I still think this may be an invalid use-case or otherwise bad handling
from userspace. Since userspace knows that C(0) won't be referenced in
next frame it should also know that it still has two frames queued for
decoding that references C(0) frame and still have not been returned
from decoder.
And if the driver have not started decoding the requests/frames that
reference C(0) how would it know that it cannot pick the now queued C(0)

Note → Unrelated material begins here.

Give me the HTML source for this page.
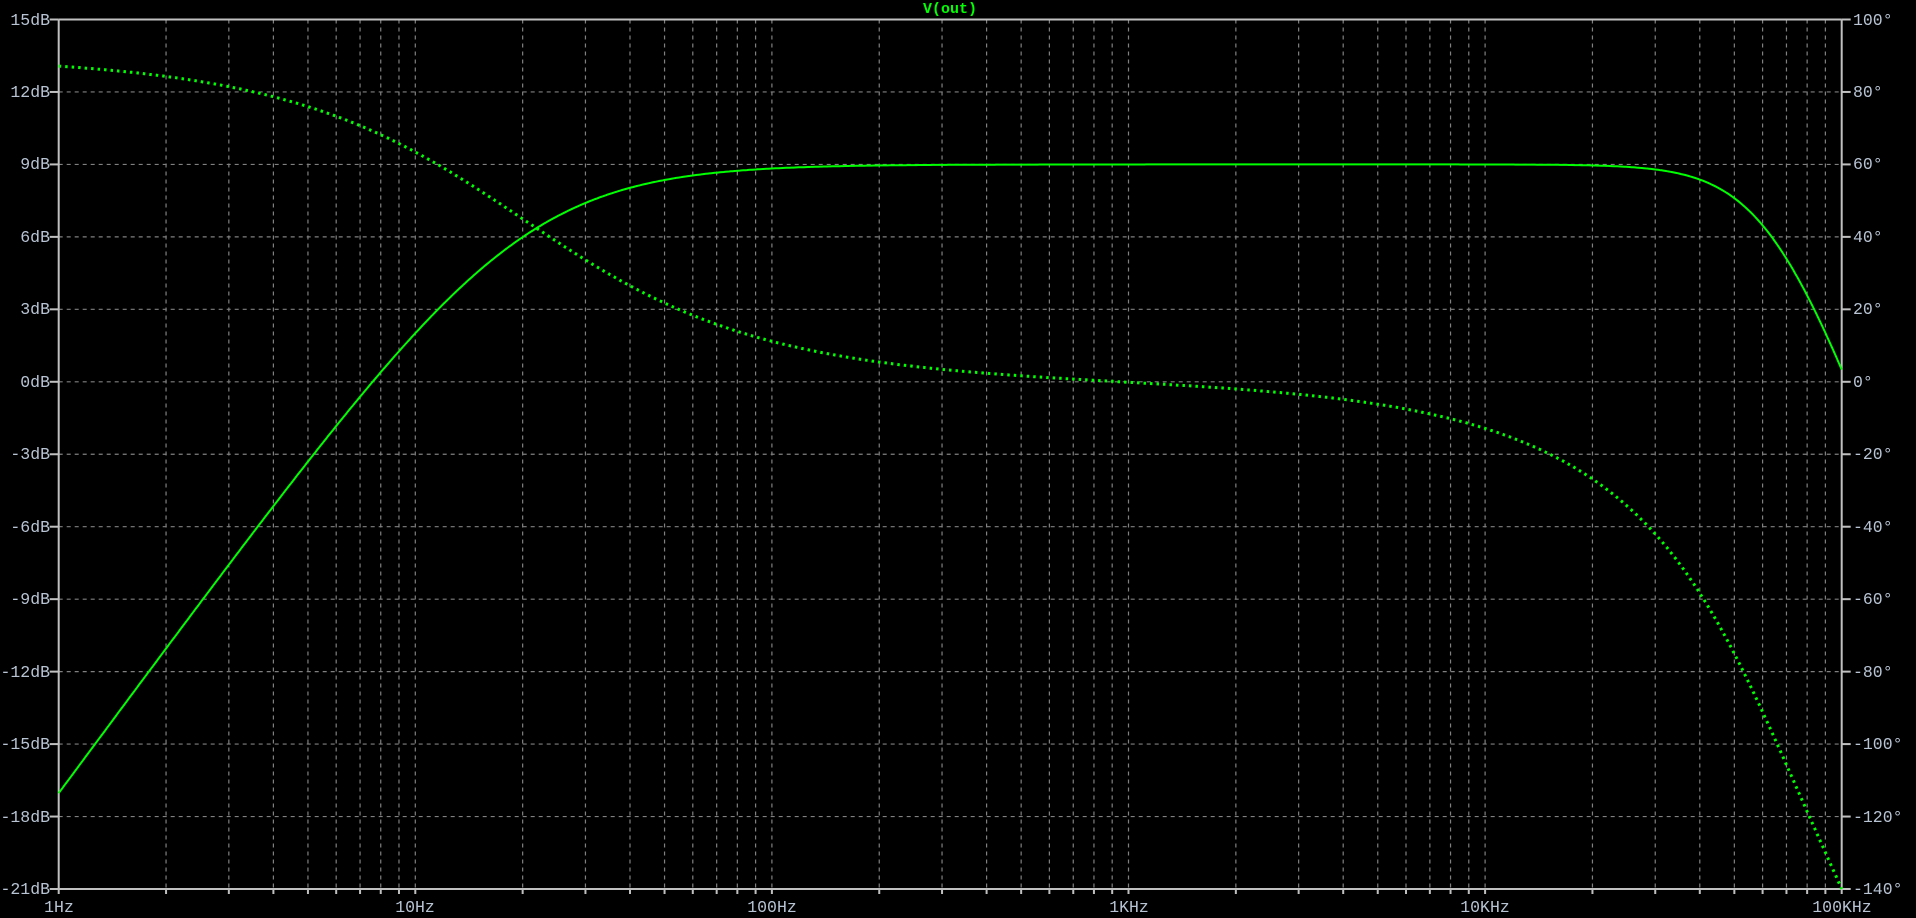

as output for next frame it decodes?
In FFmpeg case we only re-queue the buffer once all frames that
references that buffer/frame have been output from decoder, I guess the
main difference is that FFmpeg currently only keep one request in flight
at the time (wait on request to finish before queue next), this may
change in future as we continue to improve the v4l2request hwaccel.

Regards,
Jonas
>
>> The v4l2request hwaccel will keep a AVFrame pool with preallocated
>> frames, AVFrame(x) is keeping userspace ref to O(x)+C(x).
>> An AVFrame will not be released back to the pool until FFmpeg have
>> removed it from DPB and Kodi have released it after it no longer is
>> being presented on screen.
>>
>> E.g. an IPBIPB sequense with display order 0 2 1 3 5 4
>>
>> FFmpeg: AVFrame(0)
>> QBUF: O(0)+C(0)
>> DQBUF: O(0)+C(0)
>> Kodi: AVFrame(0) returned from FFmpeg and presented on screen
>> FFmpeg: AVFrame(1) with ref to AVFrame(0)

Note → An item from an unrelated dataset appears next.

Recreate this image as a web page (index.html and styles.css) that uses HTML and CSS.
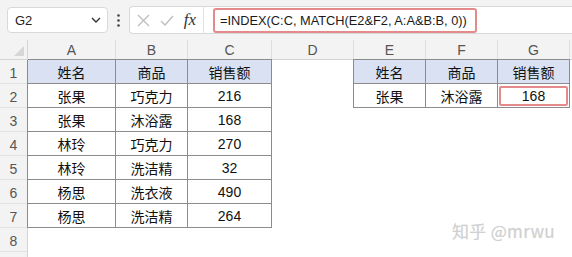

>> QBUF: O(1)+C(1) with ref to timestamp(0)
>> DQBUF: O(1)+C(1)
>> FFmpeg: AVFrame(2) with ref to AVFrame(0)+AVFrame(1)
>> QBUF: O(2)+C(2) with ref to timestamp(0)+timestamp(1)
>> DQBUF: O(2)+C(2)
>> Kodi: AVFrame(2) returned from FFmpeg and presented on screen
>> Kodi: AVFrame(0) released (no longer presented)
>> FFmpeg: AVFrame(3)
>> QBUF: O(3)+C(3)
>> DQBUF: O(3)+C(3)
>> Kodi: AVFrame(1) returned from FFmpeg and presented on screen
>> Kodi: AVFrame(2) released (no longer presented)
>> FFmpeg: AVFrame(2) returned to pool
>> FFmpeg: AVFrame(2) with ref to AVFrame(3)

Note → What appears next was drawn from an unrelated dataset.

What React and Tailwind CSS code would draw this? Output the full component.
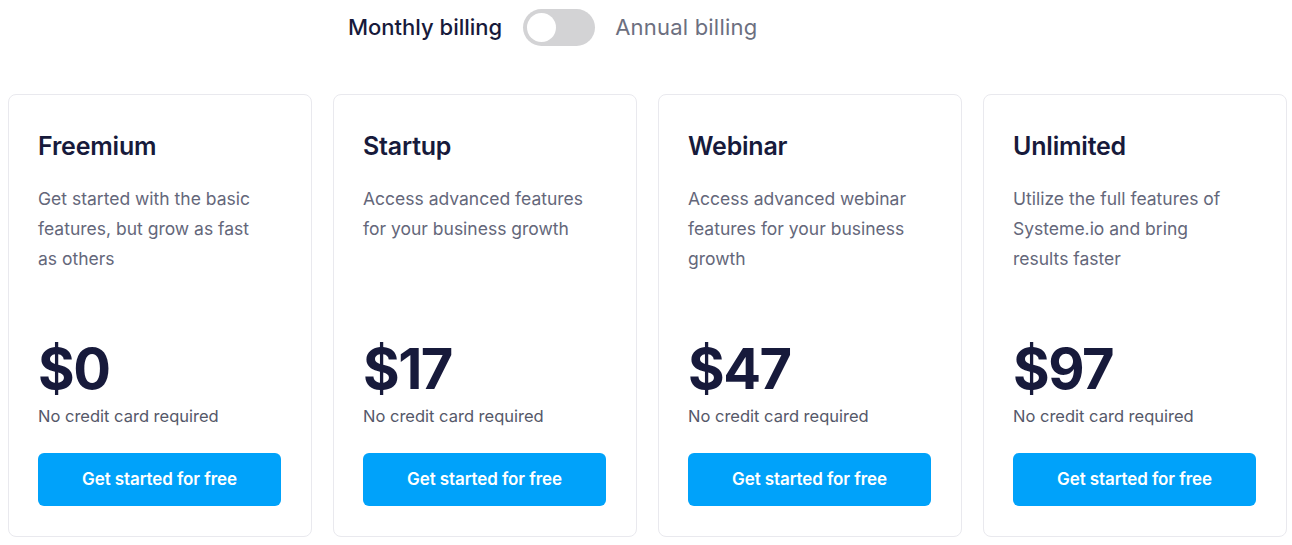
import React from "react";

const plans = [
  { name: "Freemium", desc: "Get started with the basic features, but grow as fast as others", price: "$0" },
  { name: "Startup", desc: "Access advanced features for your business growth", price: "$17" },
  { name: "Webinar", desc: "Access advanced webinar features for your business growth", price: "$47" },
  { name: "Unlimited", desc: "Utilize the full features of Systeme.io and bring results faster", price: "$97" },
];

export default function App() {
  return (
    <div className="w-[1292px] h-[545px] bg-white overflow-hidden" style={{ fontFamily: "Inter, 'Noto Sans', sans-serif" }}>
      <div className="flex items-center pl-[348px] pt-[9px] h-[46px]">
        <span className="text-[22px] font-medium text-[#171a3b] tracking-[0px]">Monthly billing</span>
        <div className="ml-[21px] mr-[20px] w-[72px] h-[37px] rounded-full bg-[#d3d3d5] flex items-center px-[4px]">
          <div className="w-[29px] h-[29px] rounded-full bg-white" />
        </div>
        <span className="text-[22px] font-normal text-[#6c6f80] tracking-[0.2px]">Annual billing</span>
      </div>
      <div className="flex gap-[21px] px-[8px] mt-[48px]">
        {plans.map((p) => (
          <div key={p.name} className="shrink-0 w-[304px] h-[443px] border border-[#e9e9ee] rounded-[8px] px-[29px] pt-[33px] pb-[30px] flex flex-col">
            <h2 className="text-[25px] font-semibold text-[#171a3b] leading-[36px] tracking-[-0.2px]">{p.name}</h2>
            <p className="mt-[20px] text-[17.5px] font-normal leading-[30px] text-[#64677a] pr-[20px] grow">{p.desc}</p>
            <div className="text-[56px] font-bold text-[#171a3b] leading-[60px] tracking-[-1.5px]">{p.price}</div>
            <div className="mt-[5px] text-[16.5px] font-normal text-[#555869] leading-[24px]">No credit card required</div>
            <button className="mt-[25px] w-[243px] h-[53px] rounded-[6px] bg-[#00a2fa] text-white text-[17px] font-semibold tracking-[-0.1px]">Get started for free</button>
          </div>
        ))}
      </div>
    </div>
  );
}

>> QBUF: O(2)+C(2) with ref to timestamp(3)
>> DQBUF: O(2)+C(2)
>> Kodi: AVFrame(3) returned from FFmpeg and presented on screen
>> Kodi: AVFrame(1) released (no longer presented)
>> FFmpeg: AVFrame(0)+AVFrame(1) returned to pool (no longer referenced)
>> FFmpeg: AVFrame(0) with ref to AVFrame(3)+AVFrame(2)
>> QBUF: O(0)+C(0) with ref to timestamp(3)+timestamp(2)
>> DQBUF: O(0)+C(0)
>> Kodi: AVFrame(0) returned from FFmpeg and presented on screen
>> Kodi: AVFrame(3) released (no longer presented)
>> and so on
>>
>> Here we can see that O(0)+C(0) will not be QBUF until after FFmpeg +
>> Kodi have released all userspace refs to AVFrame(0).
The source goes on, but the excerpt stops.